S’ensuit une longue pause, possiblement en raison d’une difficulté à régler le son - la faute à la pluie ? - pour Phoenix, dont le concert démarrera en retard. Il commence finalement avec un inoubliable Lisztomania, sans doute le titre de leur répertoire le plus percutant en live, bien que la voix de Thomas Mars doive être réajustée sans que cela ne vienne inquiéter un chanteur qui apparaît imperturbable, garde son sang-froid et ne perd pas son calme pour autant. Après plus de deux décennies de carrière, la maîtrise est au rendez-vous.
Si les heures de gloire du groupe semblent derrière lui, force est de le constater - Wolfgang Amadeus Phoenix restera leur sommet et c’est d’ailleurs de cet album que seront extraits une bonne partie des morceaux joués à Saint-Brieuc - les plus récents Entertainment, Ti Amo ou le tout nouveau single Alpha Zulu, étrenné quelques jours plus tôt à Nîmes, rappellent à l’assistance, avec leur efficacité et leur immédiateté, qu’il y a toujours quelques bonnes pioches sur les plus récents albums des Versaillais.
Lasso, Too Young ou Armistice viennent compléter la première partie de la setlist jusqu’à l’incroyable Love Like A Sunset, longue plage essentiellement instrumentale et à tiroirs que ne renieraient sans doute pas les membres de Mogwai, et qui constituera le véritable sommet de cette prestation, les visuels hypnotiques, partant d’un farniente au soleil pour explorer le macroscopique avant de faire marche arrière vers l’infiniment petit, renforçant l’impression d’être happé par la production des musiciens, alors chefs-d’orchestre des boîtes crâniennes des individus présents dans le public.

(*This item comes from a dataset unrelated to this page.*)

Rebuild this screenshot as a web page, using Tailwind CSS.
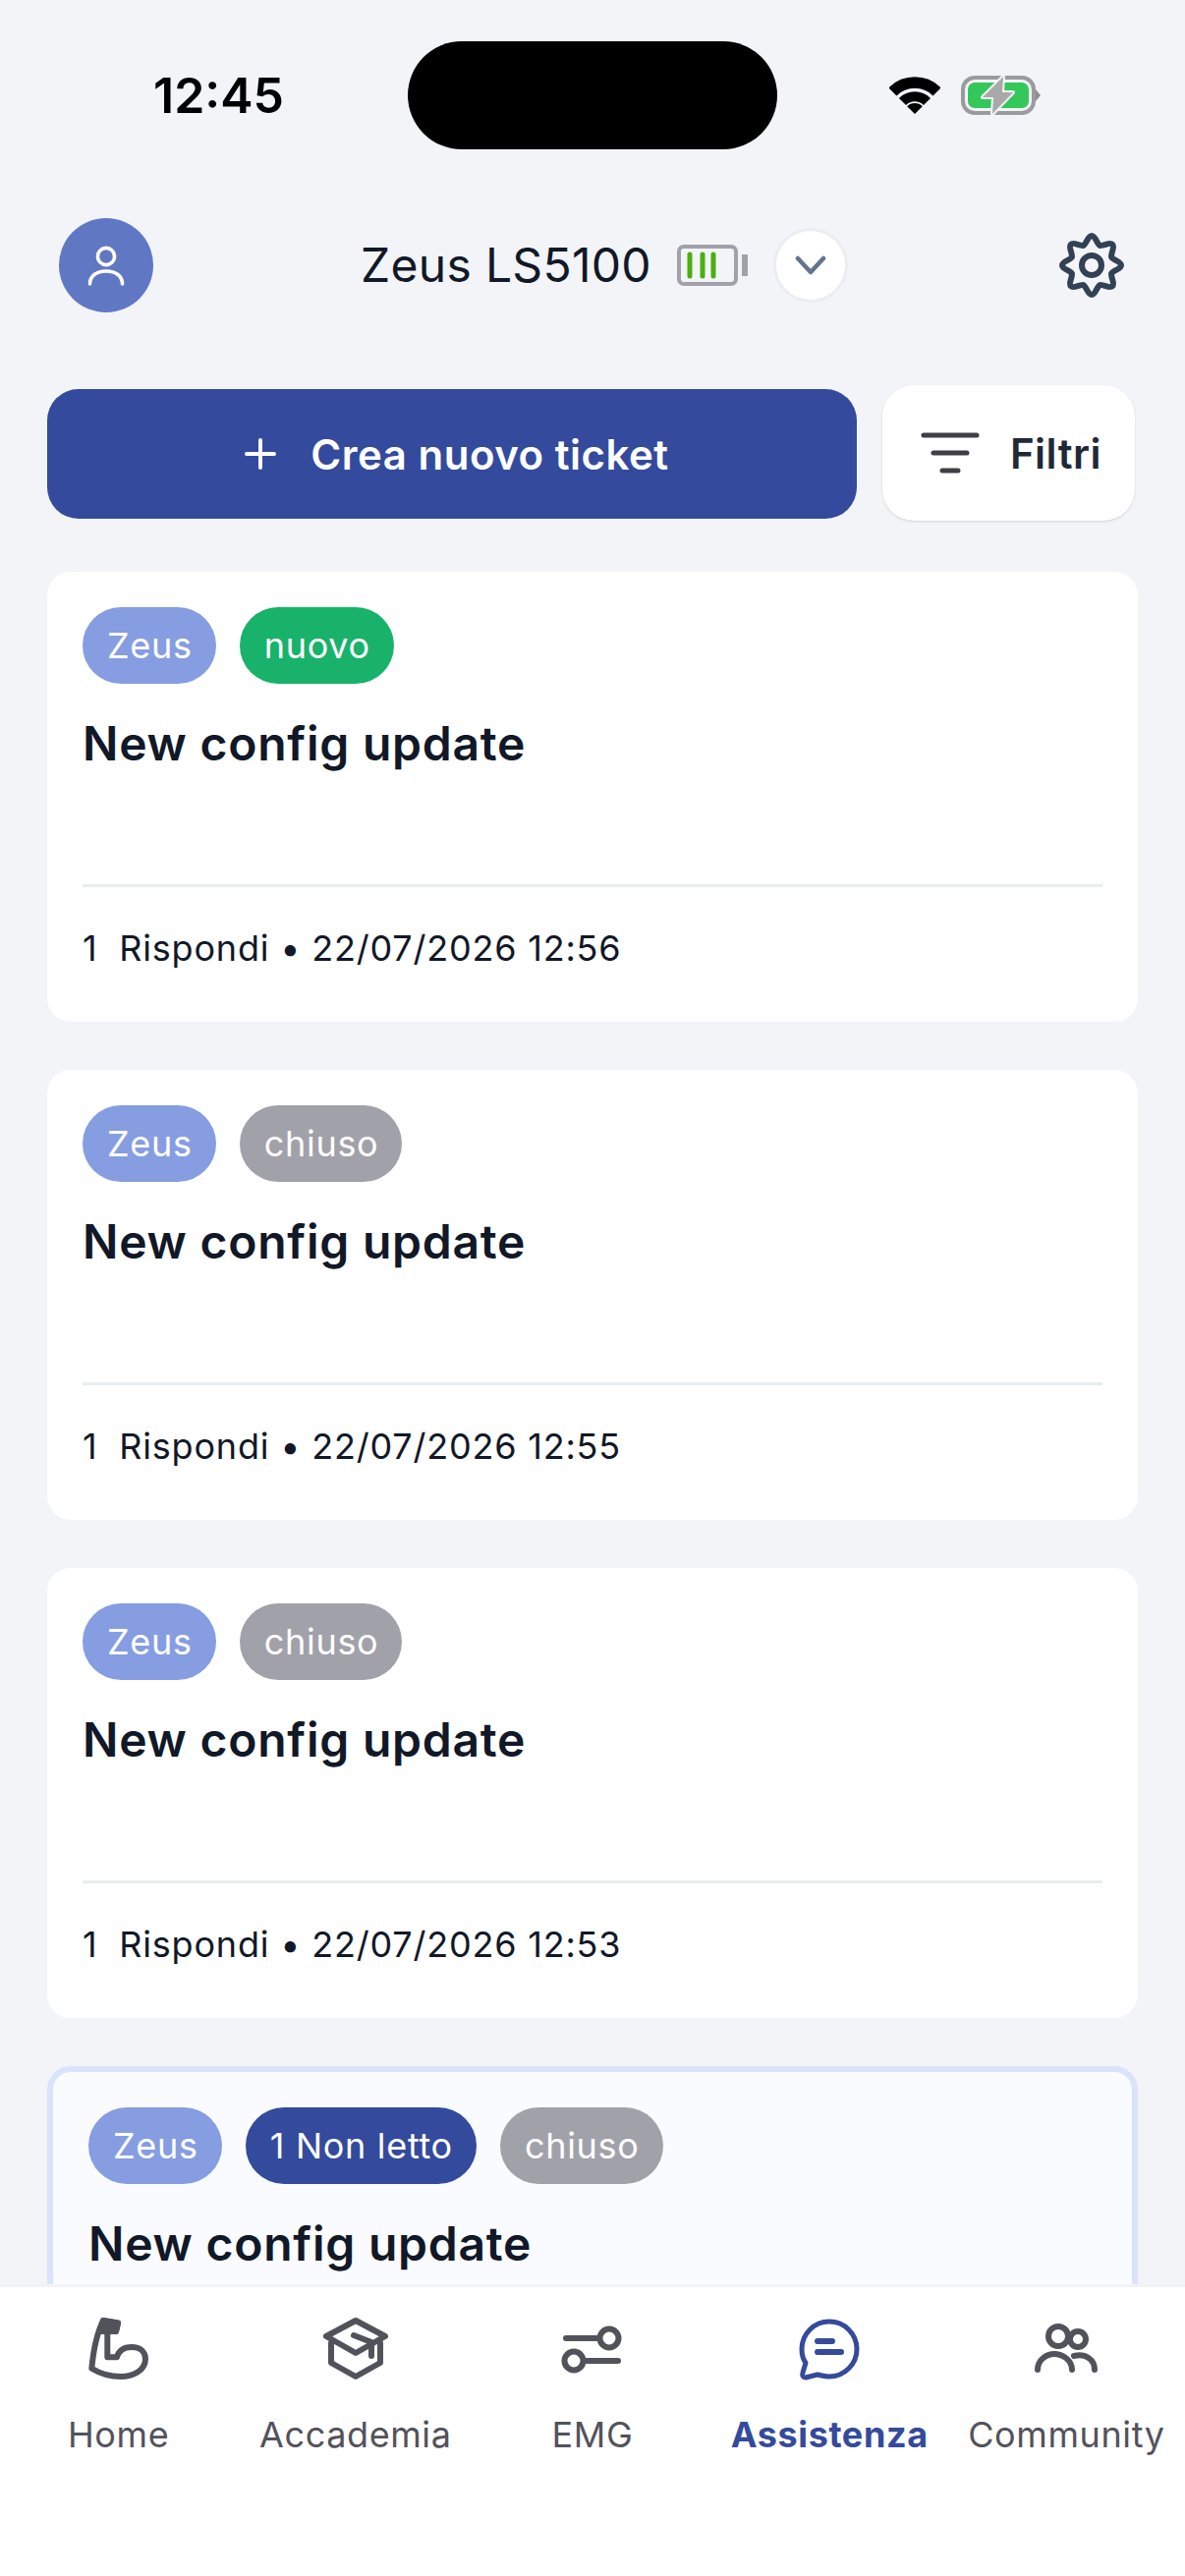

Une expérience à vivre au moins une fois dans sa vie que la version studio, pourtant exceptionnelle, ne parvient pas tout à fait à égaler.
Après un tel K.O., le groupe s’enfonce dans un creux qui va s’étendre sur plusieurs morceaux, même If I Ever Feel Better semblant presque plat, à peine sauvés par des visuels impressionnants, les différents panneaux accentuant l’immersion dans des univers 3D nous amenant aussi bien dans la Rome Antique que vers des horizons quasi-psychédéliques.
Ce moment moins intense prend néanmoins fin avec des titres tels que Ti Amo, 1901 ou Rome. Thomas Mars finit ensuite dans la fosse, porté par la foule, et le momentum de la première moitié de concert se fait de nouveau éprouver par un public qui applaudit avec entrain le groupe qui quitte la scène et s’éclipse. Au final, chacun aura certainement le sentiment d’avoir vécu un agréable moment - et davantage sur certaines séquences - que les quelques problèmes de son n’auront pas suffi à contrarier. La pluie dans les chaussettes, la fatigue et le léger retard ne viendront toutefois pas soutenir l’envie d’assister au concert de French 79, à regret tant les compositions électroniques rêveuses de l’artiste auraient pu constituer une jolie conclusion pour cette belle soirée. Pari réussi pour Art Rock dont les trois soirées auront affiché complet pour ce retour, après deux éditions annulées en raison des contraintes sanitaires. Vivement l’année prochaine à Saint-Brieuc, au chaud cette fois-ci, espérons-le.